La junte birmane a intensifié la répression contre cette minorité religieuse, connue pour être un soutien des Forces de défense du peuple, affirme ainsi le jeune prêtre. "Nous ne pouvons pas dire que l’armée cible spécifiquement les chrétiens. Cependant, depuis le coup d’État de février 2021, elle a intensifié ses attaques contre la minorité chrétienne, commettant des atrocités telles que des meurtres et des arrestations de prêtres, incendiant des églises." Dernier exemple en date : la tentative de meurtre du père Paul Khwi Shane Aung alors qu'il célébrait la messe dans l'église Saint-Patrick de la ville de Mohnyin, dans le même diocèse que le père Bosco, le 12 avril dernier. Le 7 février, 21 maisons d'un village du diocèse ont été incendiées, contraignant les familles qui s'y trouvaient à trouver refuge dans des villages voisins. "Parmi les ménages touchés, il y a 4 familles catholiques et 17 familles baptistes.
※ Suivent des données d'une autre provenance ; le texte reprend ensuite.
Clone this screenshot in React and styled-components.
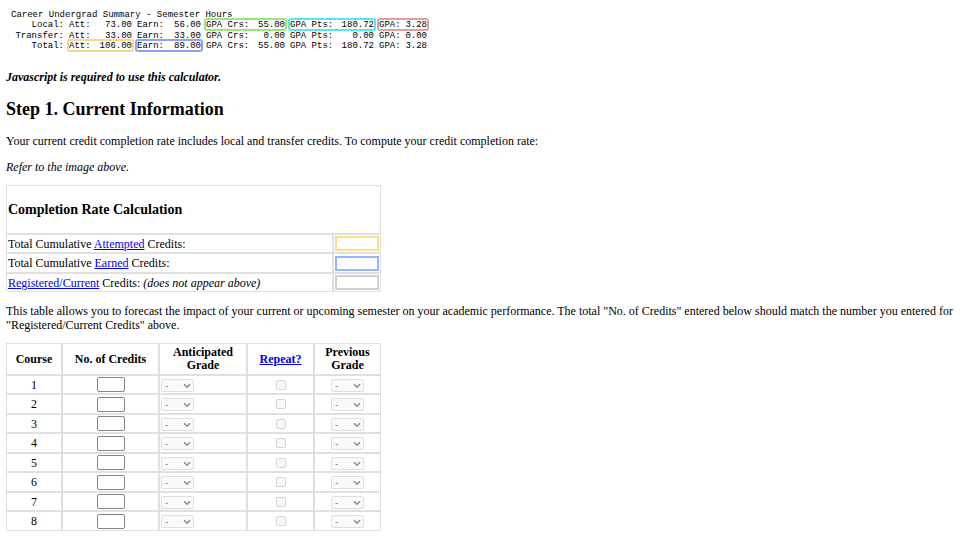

Au total, ce sont 175 personnes qui ont besoin d'une assistance immédiate. Actuellement, ces foyers sont confrontés à une grave pénurie de nourriture, de vêtements et de médicaments", détaille le père Bosco. À Nam Ya, les combats ont fait rage pendant deux jours, les 8 et 9 avril, à l'issue desquels les rebelles du Kachin ont réussi à reprendre un avant-poste. Une victoire qui laisse un goût amer au père Bosco et à ses ouailles. "Cela a causé beaucoup de dégâts aux maisons de nos villageois. Notre pauvre église, ainsi que la chapelle baptiste ont été touchées par des bombardements aériens, ainsi que notre crèche."
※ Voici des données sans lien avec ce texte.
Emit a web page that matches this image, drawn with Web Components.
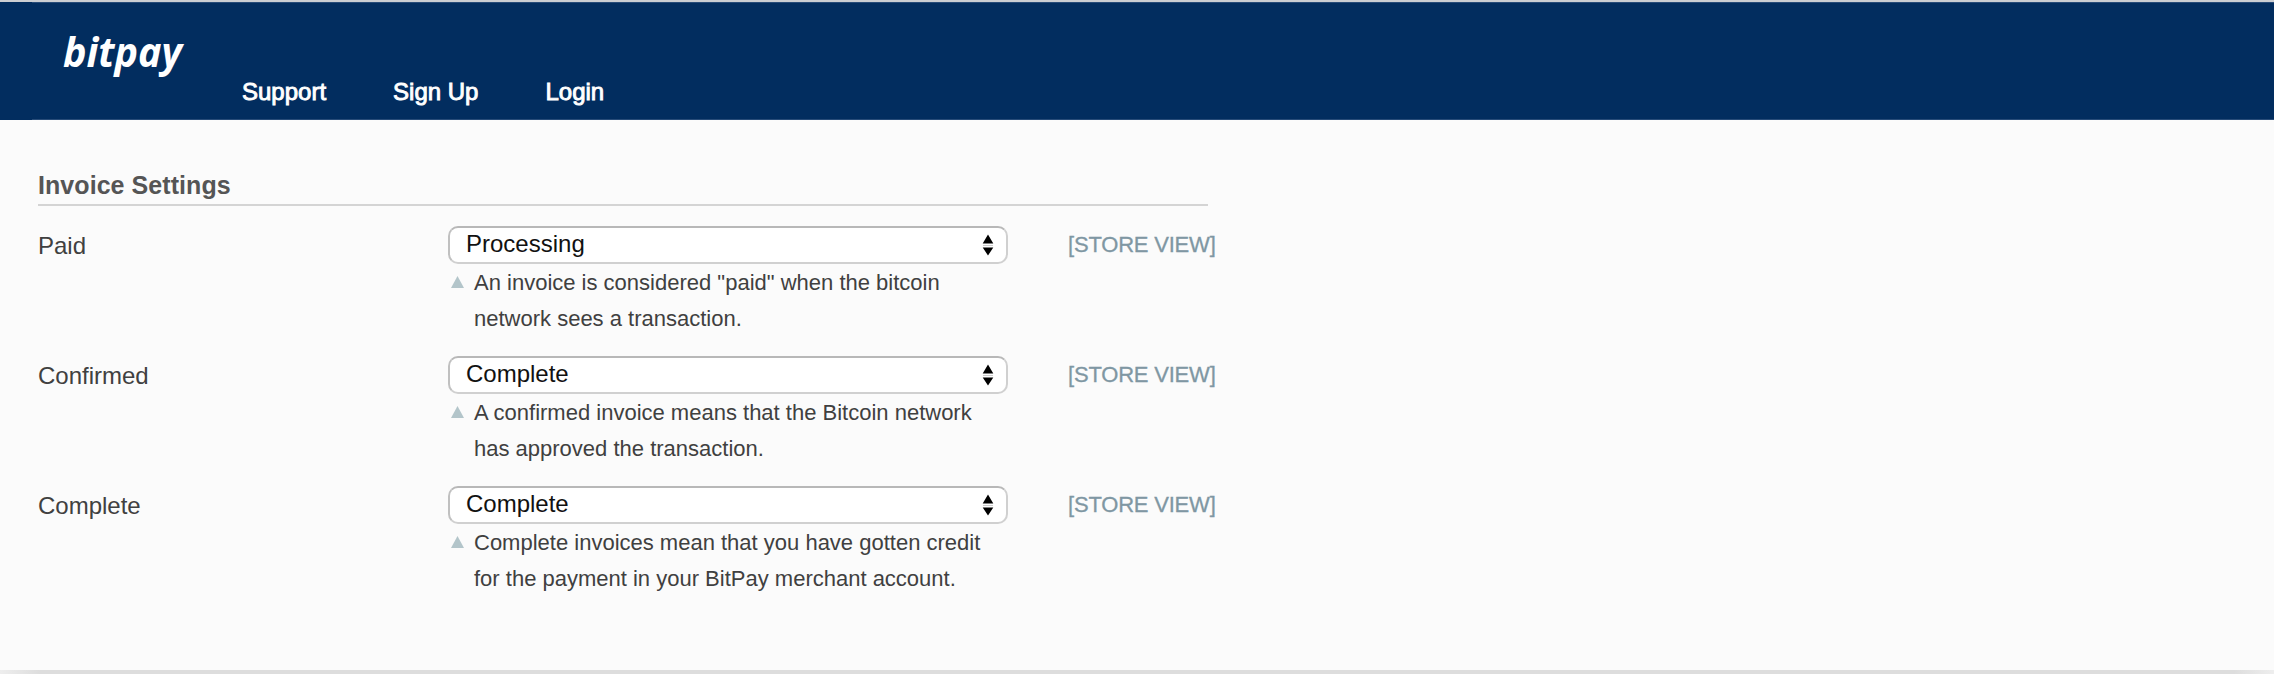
<!DOCTYPE html>
<html lang="en"><head><meta charset="utf-8"><title>BitPay Invoice Settings</title>
<style>
html,body{margin:0;height:100%;background:#fbfbfb;overflow:hidden}
body{font-family:"Liberation Sans",Arial,sans-serif;font-size:24px;color:#404040}
</style></head><body>
<bp-page>
<bp-header slot="header"><bp-link>Support</bp-link><bp-link>Sign Up</bp-link><bp-link>Login</bp-link></bp-header>
<bp-section heading="Invoice Settings">
<bp-setting label="Paid" value="Processing">An invoice is considered "paid" when the bitcoin<br>network sees a transaction.</bp-setting>
<bp-setting label="Confirmed" value="Complete">A confirmed invoice means that the Bitcoin network<br>has approved the transaction.</bp-setting>
<bp-setting label="Complete" value="Complete">Complete invoices mean that you have gotten credit<br>for the payment in your BitPay merchant account.</bp-setting>
</bp-section>
</bp-page>
<script>
class Base extends HTMLElement{
  connectedCallback(){ if(!this.shadowRoot) this.attachShadow({mode:'open'}).innerHTML=this.view(); }
}
customElements.define('bp-page',class extends Base{view(){return `<style>
:host{display:flex;flex-direction:column;height:100vh}
main{flex:1;min-height:0}
footer{height:4px;background:linear-gradient(90deg,#eee,#ddd 40px,#ddd calc(100% - 40px),#eee)}
</style><slot name="header"></slot><main><slot></slot></main><footer></footer>`}});
customElements.define('bp-header',class extends Base{view(){return `<style>
:host{display:flex;box-sizing:border-box;height:120px;border-top:2px solid #ccced2;background:linear-gradient(#274b78,#274b78) 32px 0/100% 1px no-repeat,linear-gradient(#274b78,#274b78) 32px 100%/100% 1px no-repeat,#022d5f}
svg{display:block;width:130px;height:90px;margin:10px 0 0 62px;overflow:visible}
text{font:italic 700 42px "Noto Sans","Open Sans",sans-serif;fill:#fff}
nav{display:flex;gap:67px;margin:76px 0 0 50px}
</style><svg viewBox="0 0 130 90"><text x="1" y="55" textLength="119" lengthAdjust="spacingAndGlyphs">bitpay</text></svg><nav><slot></slot></nav>`}});
customElements.define('bp-link',class extends Base{view(){return `<style>
:host{display:block;color:#fff;line-height:28px;white-space:nowrap;-webkit-text-stroke:.9px #fff}
</style><slot></slot>`}});
customElements.define('bp-section',class extends Base{view(){return `<style>
:host{display:block;padding:51px 0 0 38px}
h2{box-sizing:border-box;width:1170px;height:35px;margin:0 0 20px;border-bottom:2px solid #d4d4d4;font-size:25px;line-height:29px;letter-spacing:.06px;color:#555}
</style><h2>${this.getAttribute('heading')}</h2><slot></slot>`}});
customElements.define('bp-select',class extends Base{view(){return `<style>
:host{display:flex;box-sizing:border-box;height:38px;border:2px solid #d0d0d0;border-top-color:#b8b8b8;border-left-color:#c0c0c0;border-radius:10px;background:#fff;color:#111;padding:0 12px 0 16px;justify-content:space-between;line-height:32px}
svg{width:12px;height:22px;margin-top:6px}
</style><slot></slot><svg viewBox="0 0 12 22"><path d="M6 0.5L11.3 9.5H.7zM6 21.5L.7 13.5h10.6z" fill="#000"/><path d="M1 11.5h10" stroke="#ccc"/></svg>`}});
customElements.define('bp-setting',class extends Base{view(){return `<style>
:host{display:grid;grid-template-columns:410px 560px 160px;height:130px}
.label{line-height:39px}
.hint{display:grid;grid-template-columns:26px 1fr;font-size:22px;line-height:36px;white-space:nowrap;padding-top:1px}
.hint svg{width:13px;height:12px;margin:11px 0 0 3px}
.scope{padding-left:60px;font-size:22px;line-height:37px;letter-spacing:-.2px;color:#7f97a3;-webkit-text-stroke:.3px #7f97a3;white-space:nowrap}
</style><div class="label">${this.getAttribute('label')}</div><div><bp-select>${this.getAttribute('value')}</bp-select><div class="hint"><svg viewBox="0 0 14 12" preserveAspectRatio="none"><path d="M7 0l7 12H0z" fill="#b3c5ca"/></svg><div><slot></slot></div></div></div><div class="scope">[STORE VIEW]</div>`}});
</script></body></html>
Le nord de la Birmanie sous le feu des combats
"Nous, chrétiens de Birmanie, vivons actuellement dans des zones actives de conflit. Notre peuple est confronté à de terribles difficultés, mais nous faisons de notre mieux pour maintenir la vie paroissiale", confie-t-il encore. "Nous célébrons normalement les messes et les sacrements." "Normalement", cela peut signifier au milieu des décombres, en pleine forêt ou sous une chapelle de fortune bâtie en bambou. Mais assure le père Bosco, "les fidèles sont fortifiés, ils acquièrent une union spirituelle avec le Christ en recevant la sainte communion".
Fin octobre 2023, plusieurs factions armées de rebelles se sont réunies afin de mener une vaste offensive contre l’armée régulière. Cette opération a embrasé la région du nord de la Birmanie où se concentrent des villages majoritairement chrétiens, marquant un point d’orgue dans la guerre. "Dans l’État Kachin, la lutte continue. Aujourd'hui, la KIA, (Armée de l'indépendance du Kachin), a repris de nombreuses bases et avant-postes militaires clés depuis le début de l'offensive", explique le père Bosco, qui se veut plein d'espérance. "Nous sommes conscients que nous ne sommes pas seuls", affirme-t-il ainsi. "Nous savons ce que Dieu a fait pour son peuple asservi, il en a fait une nation pleine d’espoir pour l’avenir. Nous sommes assez courageux pour continuer à lutter et à accomplir notre mission."